Compared to other isoprene emission datasets produced within the frame of MACC and CAMS, the two SURFEX-MEGAN3.0 datasets estimate emission totals lie between the minimum (CAMS-GLOB-BIOv3.1) and maximum (MEGAN-MACC) estimates in isoprene emissions over the CAMS European domain for the 2018–2020 time period. Indeed, the SURFEX-MEGAN3.0 isoprene emissions were very similar in magnitude to the CAMS-GLOB-BIOv1.2 isoprene emissions. Part of the difference in the absolute magnitude in the SURFEX-MEGAN3.0 and CAMS-GLOB-BIOv3.1 emissions was attributed to the difference in emission factors used to calculate both emission inventories. With the SURFEX-MEGAN3.0 emission factors generally having an effect that increased the isoprene emissions relative to those from CAMS-GLOB-BIOv3.1. This highlights the need for more study on emission factors in Europe and for us to update the emission factors in future work related to specific emitting vegetation species. Work to evaluate and improve the European emission factors in both EMEP and CAMS-GLOB-BIO is underway in other EU projects (CAMAERA, https://camaera-project.eu/, last access: 6 February 2026 and the continuation of CAMS2-61, Denier van der Gon et al., 2025), and any improvements can be incorporated in future applications of SURFEX-MEGAN3.0.

We did also note large differences in the seasonality of the different datasets whereby the SURFEX-MEGAN3.0, CAMS-GLOB-BIOv1.2, and CAMS-GLOB-BIOv3.0 emissions peaked earlier in summer, the MEGAN-MACC emissions peaked in the middle of summer, and the CAMS-GLOB-BIOv3.1 emissions peaked the latest in summer.
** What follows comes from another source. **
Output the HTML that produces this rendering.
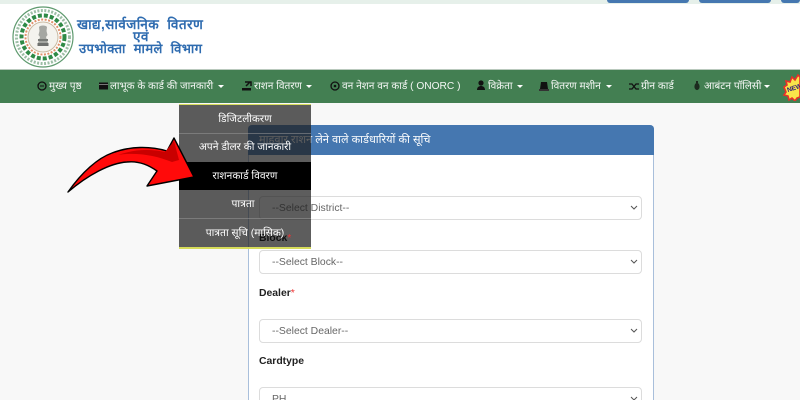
<!DOCTYPE html>
<html lang="hi">
<head>
<meta charset="utf-8">
<style>
html,body{margin:0;padding:0;width:800px;height:400px;overflow:hidden}
body{background:#f8f8f8;font-family:"Liberation Sans","Noto Sans CJK SC",sans-serif;color:#222}
#wrap{position:relative;width:800px;height:400px;overflow:hidden;background:#f8f8f8}
.abs{position:absolute;white-space:nowrap}
#strip{left:0;top:0;width:800px;height:4px;background:#e6f0ea}
#head{left:0;top:4px;width:800px;height:65px;background:#fff}
.tb{position:absolute;top:0;height:3px;background:#4577b0;border-radius:0 0 3px 3px}
#nav{left:0;top:69px;width:800px;height:34px;background:#437f52;border-top:1px solid #b9c9bd;box-sizing:border-box}
.n{position:absolute;top:79.5px;font-size:10.2px;line-height:14px;color:#f4f7f4;white-space:nowrap}
.caret{position:absolute;top:85px;width:0;height:0;border-left:3px solid transparent;border-right:3px solid transparent;border-top:3px solid #fff}
.logo{color:#2f6cb0;font-weight:bold;font-size:13.6px;line-height:16px;letter-spacing:.4px}
#panel{left:248px;top:125px;width:406px;height:275px;background:#fff;border:1px solid #a9bfdb;border-bottom:0;box-sizing:border-box;border-radius:4px 4px 0 0}
#phead{left:248px;top:125px;width:406px;height:30px;background:#4577b0;border-radius:4px 4px 0 0;color:#fff;font-size:11.1px;line-height:30px;text-indent:11px}
.sel{position:absolute;left:259px;width:383px;height:24px;background:#fff;border:1px solid #dcdcdc;box-sizing:border-box;border-radius:4px;color:#666;font-size:10.4px;line-height:24px;padding-left:12px}
.sel svg{position:absolute;right:3px;top:8px}
.lb{position:absolute;left:259px;font-size:10.4px;line-height:14px;font-weight:bold;color:#222}
.lb i{color:#e33;font-style:normal;font-weight:normal}
#menu{left:179px;top:104px;width:132px;height:145px;background:rgba(30,30,30,.72);border-top:1px solid #d6dc5a;border-bottom:2px solid #d6dc5a;box-sizing:border-box}
.mi{position:absolute;left:179px;width:132px;text-align:center;font-size:10.4px;line-height:14px;color:#fff}
.ml{position:absolute;left:179px;width:132px;height:1px;background:rgba(150,150,150,.55)}
#act{left:179px;top:162px;width:132px;height:28px;background:#000}
</style>
</head>
<body>
<div id="wrap">
<div class="abs" id="strip"></div>
<div class="abs" id="head"></div>
<div class="tb" style="left:607px;width:82px"></div>
<div class="tb" style="left:699px;width:72px"></div>
<div class="tb" style="left:781px;width:19px"></div>

<svg class="abs" style="left:11px;top:5px" width="64" height="64" viewBox="0 0 64 64">
<circle cx="32" cy="32" r="30" fill="#fff" stroke="#5e9a6e" stroke-width="1.2"/>
<circle cx="32" cy="32" r="26.5" fill="none" stroke="#9dbfa6" stroke-width="3" stroke-dasharray="2 1.5"/>
<circle cx="32" cy="32" r="21.5" fill="none" stroke="#2f8a46" stroke-width="4" stroke-dasharray="4 2"/>
<circle cx="32" cy="32" r="17.5" fill="none" stroke="#e0916a" stroke-width="2" stroke-dasharray="2 1.5"/>
<circle cx="32" cy="32" r="15" fill="#f4f3ee" stroke="#c9b9a0" stroke-width="1"/>
<path d="M28 22c1-2 7-2 8 0l-.5 4 1 4-1.500 2 2 6H27l2-6-1.500-2 1-4z" fill="#a5a7a2"/>
<rect x="27" y="34" width="10" height="2" fill="#777a76"/>
<rect x="26.500" y="38" width="11" height="3" fill="#6f716e"/>
</svg>

<div class="abs logo" style="left:77px;top:17px">खाद्य,सार्वजनिक&nbsp; वितरण</div>
<div class="abs logo" style="left:133px;top:31px;line-height:12px">एवं</div>
<div class="abs logo" style="left:79px;top:41px;font-size:13px">उपभोक्ता&nbsp; मामले&nbsp; विभाग</div>

<div class="abs" id="nav"></div>
<svg class="abs" style="left:37px;top:81px" width="10" height="10" viewBox="0 0 10 10"><circle cx="5" cy="5" r="4" fill="none" stroke="#111" stroke-width="1.3"/><path d="M3 5h4" stroke="#111"/></svg>
<div class="n" style="left:49px">मुख्य पृष्ठ</div>
<svg class="abs" style="left:99px;top:82px" width="9" height="8" viewBox="0 0 9 8"><rect width="9" height="7" y=".5" fill="#111"/><rect y="2" width="9" height="1" fill="#777"/></svg>
<div class="n" style="left:110px">लाभूक के कार्ड की जानकारी</div>
<div class="caret" style="left:218px"></div>
<svg class="abs" style="left:242px;top:81px" width="10" height="10" viewBox="0 0 10 10"><path d="M3 1h6v4M8 1L4 5" stroke="#111" fill="none" stroke-width="1.5"/><rect y="7" width="9" height="2.500" fill="#111"/></svg>
<div class="n" style="left:254px">राशन वितरण</div>
<div class="caret" style="left:306px"></div>
<svg class="abs" style="left:330px;top:81px" width="10" height="10" viewBox="0 0 10 10"><circle cx="5" cy="5" r="4" fill="none" stroke="#111" stroke-width="1.3"/><circle cx="5" cy="5" r="1.3" fill="#111"/></svg>
<div class="n" style="left:342px">वन नेशन वन कार्ड ( ONORC )</div>
<svg class="abs" style="left:476px;top:80px" width="10" height="11" viewBox="0 0 10 11"><circle cx="5" cy="3" r="2.600" fill="#111"/><path d="M1 10c0-3 2-4 4-4s4 1 4 4z" fill="#111"/></svg>
<div class="n" style="left:488px">विक्रेता</div>
<div class="caret" style="left:517px"></div>
<svg class="abs" style="left:539px;top:81px" width="10" height="10" viewBox="0 0 10 10"><path d="M2 1h6l1 7H1z" fill="#111"/><rect y="8" width="10" height="2" fill="#333"/></svg>
<div class="n" style="left:551px">वितरण मशीन</div>
<div class="caret" style="left:606px"></div>
<svg class="abs" style="left:629px;top:82px" width="11" height="9" viewBox="0 0 11 9"><path d="M0 2h3l4 5h3M0 7h3l4-5h3" stroke="#111" stroke-width="1.3" fill="none"/></svg>
<div class="n" style="left:641px">ग्रीन कार्ड</div>
<svg class="abs" style="left:694px;top:81px" width="6" height="10" viewBox="0 0 6 10"><ellipse cx="3" cy="5.500" rx="2.600" ry="3.600" fill="#1c2b1f"/><rect x="2" y="0" width="2" height="2" fill="#1c2b1f"/></svg>
<div class="n" style="left:704px">आबंटन पॉलिसी</div>
<div class="caret" style="left:764px"></div>
<svg class="abs" style="left:782px;top:73px" width="18" height="28" viewBox="0 0 18 28">
<path d="M2 14l3-2-1-4 4 1 2-5 3 3 3-5 2 2v20l-3 1-2 3-3-3-3 2-1-4-4-1 2-3z" fill="#f9e64a" stroke="#e8302a" stroke-width="1.600"/>
<text x="5" y="18" font-size="6.500" font-weight="bold" font-family="Liberation Sans" fill="#2a1a7a" transform="rotate(-18 9 16)">NEW</text>
</svg>

<div class="abs" id="panel"></div>
<div class="abs" id="phead">माहवार राशन लेने वाले कार्डधारियों की सूचि</div>

<div class="sel" style="top:196px">--Select District--<svg width="8" height="6" viewBox="0 0 8 6"><path d="M1 1l3 3 3-3" fill="none" stroke="#555"/></svg></div>
<div class="sel" style="top:250px">--Select Block--<svg width="8" height="6" viewBox="0 0 8 6"><path d="M1 1l3 3 3-3" fill="none" stroke="#555"/></svg></div>
<div class="lb" style="top:287px">Dealer<i>*</i></div>
<div class="sel" style="top:319px">--Select Dealer--<svg width="8" height="6" viewBox="0 0 8 6"><path d="M1 1l3 3 3-3" fill="none" stroke="#555"/></svg></div>
<div class="lb" style="top:355px">Cardtype</div>
<div class="sel" style="top:387px">PH<svg width="8" height="6" viewBox="0 0 8 6"><path d="M1 1l3 3 3-3" fill="none" stroke="#555"/></svg></div>

<div class="abs" id="menu"></div>
<div class="lb" style="top:232px;color:#111">Block<i>*</i></div>
<div class="abs" id="act"></div>
<div class="ml" style="top:133px"></div>
<div class="ml" style="top:218px"></div>
<div class="mi" style="top:113px">डिजिटलीकरण</div>
<div class="mi" style="top:141px">अपने डीलर की जानकारी</div>
<div class="mi" style="top:170px">राशनकार्ड विवरण</div>
<div class="mi" style="top:198px;left:177px">पात्रता</div>
<div class="mi" style="top:227px">पात्रता सूचि (मासिक)</div>

<svg class="abs" style="left:60px;top:130px" width="140" height="70" viewBox="60 130 140 70">
<path d="M68 192C82 172 98 158 112 153C130 146 150 146 167 151L174 138L194 177L147 186L157 171C146 163 136 161 127 162C110 163 88 175 68 192Z" fill="#ff0a0a" stroke="#000" stroke-width="1.400" stroke-linejoin="round"/>
<path d="M118 155C135 149 150 149 165 152L174 141L179 160L172 162C155 155 135 152 118 155Z" fill="#c90000"/>
</svg>
</div>
</body>
</html>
An investigation showed that the differences between the earliest (SURFEX-MEGAN3.0) and latest peaking emissions (CAMS-GLOB-BIOv3.1) were due to differences in the seasonality of the LAI datasets used in the two different approaches whereby the LAI estimated by the SURFEX OL and analysis tended to peak earlier than the MODIS based LAI used for CAMS-GLOB-BIOv3.1 (Sindelarova et al., 2022; Yuan et al., 2011). These differences lead to substantial differences between these two emission datasets when compared on a month-by-month basis like this and it highlights the importance of our approach attempting to improve the temporal variability of LAI datasets used in the MEGAN algorithm. Indeed, Guenther et al., 2006 identify that uncertainties in LAI input data could impact global, annual isoprene emissions from −11 % to 29 %, but we see much larger relative differences between the SURFEX-MEGAN3.0 and CAMS-GLOB-BIOv3.1 emissions over Europe when compared on a month-to-month basis. Future work aimed at further intercomparisons of LAI input datasets would be valuable to support further advancement on this topic.
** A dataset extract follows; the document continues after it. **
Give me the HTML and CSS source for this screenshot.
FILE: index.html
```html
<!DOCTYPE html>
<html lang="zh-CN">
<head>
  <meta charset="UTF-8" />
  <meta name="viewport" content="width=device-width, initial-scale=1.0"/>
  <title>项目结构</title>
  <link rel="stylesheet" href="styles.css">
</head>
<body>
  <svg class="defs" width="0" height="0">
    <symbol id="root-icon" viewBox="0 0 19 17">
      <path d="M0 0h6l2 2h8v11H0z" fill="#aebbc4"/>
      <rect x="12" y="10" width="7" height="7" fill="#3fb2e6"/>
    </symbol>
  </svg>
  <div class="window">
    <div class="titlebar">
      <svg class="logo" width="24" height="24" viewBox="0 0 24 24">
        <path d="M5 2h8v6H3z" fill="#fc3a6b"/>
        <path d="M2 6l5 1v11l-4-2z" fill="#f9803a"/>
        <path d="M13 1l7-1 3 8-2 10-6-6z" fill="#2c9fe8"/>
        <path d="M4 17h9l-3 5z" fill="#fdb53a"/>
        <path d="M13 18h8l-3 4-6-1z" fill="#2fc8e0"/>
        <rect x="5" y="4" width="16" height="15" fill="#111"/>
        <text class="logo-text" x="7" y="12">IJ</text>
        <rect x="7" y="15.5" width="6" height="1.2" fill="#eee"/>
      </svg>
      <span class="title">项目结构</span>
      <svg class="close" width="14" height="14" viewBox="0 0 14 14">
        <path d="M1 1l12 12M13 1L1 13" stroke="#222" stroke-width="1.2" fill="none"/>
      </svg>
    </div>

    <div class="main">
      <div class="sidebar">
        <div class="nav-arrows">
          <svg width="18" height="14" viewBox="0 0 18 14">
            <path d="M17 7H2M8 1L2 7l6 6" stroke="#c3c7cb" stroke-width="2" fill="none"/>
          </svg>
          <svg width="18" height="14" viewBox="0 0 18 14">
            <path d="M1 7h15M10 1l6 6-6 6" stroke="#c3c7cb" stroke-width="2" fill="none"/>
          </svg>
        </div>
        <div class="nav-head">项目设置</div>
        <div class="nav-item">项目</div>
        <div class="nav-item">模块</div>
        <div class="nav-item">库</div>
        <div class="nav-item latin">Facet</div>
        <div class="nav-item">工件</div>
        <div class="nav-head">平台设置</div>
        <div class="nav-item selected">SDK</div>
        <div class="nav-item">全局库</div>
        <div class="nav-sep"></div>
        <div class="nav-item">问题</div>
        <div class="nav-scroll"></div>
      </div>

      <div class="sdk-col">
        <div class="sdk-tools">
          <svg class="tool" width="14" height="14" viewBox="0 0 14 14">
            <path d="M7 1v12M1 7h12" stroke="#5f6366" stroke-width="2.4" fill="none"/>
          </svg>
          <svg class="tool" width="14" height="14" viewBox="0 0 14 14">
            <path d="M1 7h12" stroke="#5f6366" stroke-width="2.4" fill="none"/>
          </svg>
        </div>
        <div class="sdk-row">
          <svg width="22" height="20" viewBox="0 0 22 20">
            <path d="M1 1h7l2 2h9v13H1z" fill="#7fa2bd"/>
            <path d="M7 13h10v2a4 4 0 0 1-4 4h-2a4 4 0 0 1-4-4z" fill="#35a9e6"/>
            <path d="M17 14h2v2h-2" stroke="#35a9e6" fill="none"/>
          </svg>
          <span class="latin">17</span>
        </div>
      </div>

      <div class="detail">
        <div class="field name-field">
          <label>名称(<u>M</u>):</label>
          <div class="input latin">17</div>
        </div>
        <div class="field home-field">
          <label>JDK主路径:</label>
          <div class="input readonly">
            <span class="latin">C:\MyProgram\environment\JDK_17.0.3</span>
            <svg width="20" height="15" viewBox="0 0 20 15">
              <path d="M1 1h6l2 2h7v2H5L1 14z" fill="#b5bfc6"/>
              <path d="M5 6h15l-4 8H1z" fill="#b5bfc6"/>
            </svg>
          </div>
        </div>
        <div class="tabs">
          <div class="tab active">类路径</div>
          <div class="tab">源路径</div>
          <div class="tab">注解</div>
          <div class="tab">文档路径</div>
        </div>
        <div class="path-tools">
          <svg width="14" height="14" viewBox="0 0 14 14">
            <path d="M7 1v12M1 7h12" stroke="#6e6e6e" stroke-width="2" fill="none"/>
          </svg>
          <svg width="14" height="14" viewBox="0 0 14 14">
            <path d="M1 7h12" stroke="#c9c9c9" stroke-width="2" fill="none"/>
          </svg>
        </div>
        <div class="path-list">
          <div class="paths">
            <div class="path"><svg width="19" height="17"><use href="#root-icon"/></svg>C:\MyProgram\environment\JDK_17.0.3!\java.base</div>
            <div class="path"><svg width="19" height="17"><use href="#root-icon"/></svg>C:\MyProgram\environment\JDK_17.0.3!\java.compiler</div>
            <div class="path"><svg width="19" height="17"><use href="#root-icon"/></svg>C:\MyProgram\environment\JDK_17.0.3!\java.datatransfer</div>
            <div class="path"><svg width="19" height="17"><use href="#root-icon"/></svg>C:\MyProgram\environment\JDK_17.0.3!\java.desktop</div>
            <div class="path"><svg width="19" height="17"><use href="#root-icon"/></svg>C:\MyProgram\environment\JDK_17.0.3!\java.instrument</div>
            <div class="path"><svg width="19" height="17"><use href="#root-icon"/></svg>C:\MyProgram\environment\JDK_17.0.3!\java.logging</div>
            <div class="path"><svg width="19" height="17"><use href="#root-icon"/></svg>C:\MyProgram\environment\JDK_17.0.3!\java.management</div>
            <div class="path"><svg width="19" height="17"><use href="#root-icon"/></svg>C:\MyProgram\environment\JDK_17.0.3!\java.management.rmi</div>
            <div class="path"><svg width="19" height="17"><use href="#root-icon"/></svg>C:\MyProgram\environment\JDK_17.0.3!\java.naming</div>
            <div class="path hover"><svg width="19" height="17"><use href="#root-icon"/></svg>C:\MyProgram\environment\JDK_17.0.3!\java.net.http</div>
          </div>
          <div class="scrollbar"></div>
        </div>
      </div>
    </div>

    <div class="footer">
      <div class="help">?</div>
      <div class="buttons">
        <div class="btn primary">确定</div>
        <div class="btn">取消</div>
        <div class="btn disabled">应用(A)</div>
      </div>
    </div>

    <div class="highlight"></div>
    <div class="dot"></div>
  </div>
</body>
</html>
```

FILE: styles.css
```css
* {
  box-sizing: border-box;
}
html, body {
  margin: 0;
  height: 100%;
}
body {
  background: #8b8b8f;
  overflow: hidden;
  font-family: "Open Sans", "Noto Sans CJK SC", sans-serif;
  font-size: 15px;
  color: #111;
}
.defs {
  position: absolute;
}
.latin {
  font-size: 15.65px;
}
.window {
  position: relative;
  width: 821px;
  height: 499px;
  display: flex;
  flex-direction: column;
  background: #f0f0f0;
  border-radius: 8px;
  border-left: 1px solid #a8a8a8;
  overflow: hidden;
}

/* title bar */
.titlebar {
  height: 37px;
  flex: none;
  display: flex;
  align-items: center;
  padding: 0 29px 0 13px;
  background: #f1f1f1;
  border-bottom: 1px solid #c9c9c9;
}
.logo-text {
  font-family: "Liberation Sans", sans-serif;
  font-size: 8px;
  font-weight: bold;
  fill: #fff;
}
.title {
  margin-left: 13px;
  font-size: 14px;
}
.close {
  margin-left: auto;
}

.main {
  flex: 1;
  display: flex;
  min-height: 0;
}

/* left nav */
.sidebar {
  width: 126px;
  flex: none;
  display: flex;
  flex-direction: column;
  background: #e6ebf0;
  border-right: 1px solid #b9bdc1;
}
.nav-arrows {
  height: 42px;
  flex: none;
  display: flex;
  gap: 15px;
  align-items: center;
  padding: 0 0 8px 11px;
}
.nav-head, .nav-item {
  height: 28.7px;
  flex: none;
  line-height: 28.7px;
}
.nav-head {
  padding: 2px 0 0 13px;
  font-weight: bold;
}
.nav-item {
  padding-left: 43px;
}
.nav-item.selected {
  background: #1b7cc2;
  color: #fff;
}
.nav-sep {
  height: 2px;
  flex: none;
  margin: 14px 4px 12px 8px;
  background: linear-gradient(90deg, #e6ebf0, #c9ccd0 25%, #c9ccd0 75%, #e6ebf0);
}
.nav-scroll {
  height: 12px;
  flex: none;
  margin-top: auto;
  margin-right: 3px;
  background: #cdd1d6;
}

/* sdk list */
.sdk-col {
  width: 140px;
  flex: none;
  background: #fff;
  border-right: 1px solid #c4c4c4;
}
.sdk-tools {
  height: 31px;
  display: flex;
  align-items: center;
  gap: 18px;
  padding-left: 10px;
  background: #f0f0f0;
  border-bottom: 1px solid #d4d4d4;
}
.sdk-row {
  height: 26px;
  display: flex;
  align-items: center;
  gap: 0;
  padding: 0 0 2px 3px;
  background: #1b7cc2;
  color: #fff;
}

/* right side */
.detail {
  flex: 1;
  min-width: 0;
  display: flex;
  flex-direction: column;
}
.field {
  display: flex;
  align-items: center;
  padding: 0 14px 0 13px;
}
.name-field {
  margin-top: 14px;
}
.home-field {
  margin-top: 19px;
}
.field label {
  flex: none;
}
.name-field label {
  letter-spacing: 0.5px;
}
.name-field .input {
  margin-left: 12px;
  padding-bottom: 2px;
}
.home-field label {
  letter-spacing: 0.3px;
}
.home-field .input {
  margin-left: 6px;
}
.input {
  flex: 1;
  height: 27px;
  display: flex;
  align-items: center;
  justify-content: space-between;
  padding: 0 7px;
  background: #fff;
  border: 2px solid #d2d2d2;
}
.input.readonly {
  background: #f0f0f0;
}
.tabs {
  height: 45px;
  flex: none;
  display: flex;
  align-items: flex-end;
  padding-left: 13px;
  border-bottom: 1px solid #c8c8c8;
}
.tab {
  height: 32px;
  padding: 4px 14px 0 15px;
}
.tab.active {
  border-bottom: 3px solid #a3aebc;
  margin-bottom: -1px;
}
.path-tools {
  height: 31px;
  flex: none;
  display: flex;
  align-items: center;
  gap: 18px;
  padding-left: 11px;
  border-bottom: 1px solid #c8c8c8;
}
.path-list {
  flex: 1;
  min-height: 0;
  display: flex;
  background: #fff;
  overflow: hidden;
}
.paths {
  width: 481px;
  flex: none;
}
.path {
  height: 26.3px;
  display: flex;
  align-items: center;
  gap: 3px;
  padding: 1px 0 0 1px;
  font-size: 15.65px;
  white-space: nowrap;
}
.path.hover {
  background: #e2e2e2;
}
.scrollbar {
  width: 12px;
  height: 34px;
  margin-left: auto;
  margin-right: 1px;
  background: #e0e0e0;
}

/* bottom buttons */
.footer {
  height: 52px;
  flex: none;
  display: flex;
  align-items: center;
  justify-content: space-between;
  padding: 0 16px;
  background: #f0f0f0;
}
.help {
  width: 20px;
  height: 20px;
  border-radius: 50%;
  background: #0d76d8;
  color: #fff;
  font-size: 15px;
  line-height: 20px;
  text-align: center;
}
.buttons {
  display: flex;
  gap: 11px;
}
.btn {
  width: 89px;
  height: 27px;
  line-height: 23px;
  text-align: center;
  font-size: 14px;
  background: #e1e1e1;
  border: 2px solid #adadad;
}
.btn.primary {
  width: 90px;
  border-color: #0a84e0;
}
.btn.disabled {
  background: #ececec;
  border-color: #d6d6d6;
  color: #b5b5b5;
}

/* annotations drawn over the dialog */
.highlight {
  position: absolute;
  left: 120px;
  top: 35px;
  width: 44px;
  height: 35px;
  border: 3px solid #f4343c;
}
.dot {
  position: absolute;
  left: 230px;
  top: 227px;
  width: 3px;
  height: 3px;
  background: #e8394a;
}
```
We now address the various limitations of our work. First, we did not include a comparison with flux tower measurements nor did we test our emissions in an atmospheric model to simulate atmospheric concentrations of isoprene and secondary chemical species. Both would be valuable ways to extend our work in the future. There were also a series of methodological choices that affected the uncertainties of the presented emissions that could be addressed via sensitivity tests and form the basis of future work. For instance, we only used a single set of emission factors to calculate the emissions, and given their associated uncertainties, it would be worthwhile to investigate this further and test other emission factors in the future. We used the grid-averaged LAI output from SURFEX, but it would be worthwhile to test using the PFT-specific LAI values and then calculate the emissions separately for each PFT within each grid cell, e.g., following the approach of Oumami et al. (2024). Lastly, it would be worthwhile to test the trade-off of using coarser resolution meteorological reanalysis versus higher resolution meteorological forecast. We evaluated that the latter would be advantageous when designing this study but testing the former would help to evaluate that hypothesis further.

Guenther et al. (2006) and Sindelarova et al. (2022) point to other sources of uncertainty that we do not directly address in this work, which include mapping and consistency of plant functional types (PFTs) and the manner in which the impacts of soil moisture and drought are treated within the MEGAN algorithm. Addressing these uncertainties in future work will be a priority in order to further improve the quality of emissions produced using the SURFEX-MEGAN3.0 algorithm. Indeed, the work of Oumami et al. (2024) already highlights the advantage of harmonizing PFTs between SURFEX and MEGAN, so it would be advantageous to use the SURFEX PFTs derived from either ECOCLIMAP-II (Faroux et al., 2013) or ECOCLIMAP-SG (Druel et al., 2022) as a basis for calculating the EFs used by MEGAN in the future. One further limitation of our work was the inconsistency between the land use datasets used in the SURFEX land surface model and the MEGAN EFP tool for calculating emission factors. This inconsistency should be corrected in future work following the example of Oumami et al. (2024) and Sindelarova et al. (2022).

Accurately representing the impacts of soil moisture and drought on BVOC emissions is another important area of research. In light of the large uncertainties of the role of soil moisture and drought, some groups (Oomen et al., 2024; Sindelarova et al., 2022) have taken an approach to exclude the influence of soil moisture in the MEGAN algorithm. There is compelling evidence (Bonn et al., 2019; Jiang et al., 2018; Pegoraro et al., 2004; Yuan et al., 2016; Zheng et al., 2017), however, that vegetation response to soil moisture and drought plays an important role in BVOC emission variability, and this remains an open research question of how this should be addressed in a generalized way within the MEGAN model framework. The newly proposed parametrization of soil moisture stress on isoprene described in (Wang et al., 2022) was tested in CAMS-GLOB-BIO and led to a decrease in global isoprene total emissions by 15 %, with even larger reductions in dry regions such as Australia, sub-Saharan Africa or Middle East (K. Sindelarova, personal communication, 2025). Future work should therefore address this source of uncertainty by testing different algorithms for different drought situations for varied climatic zones and ecotypes.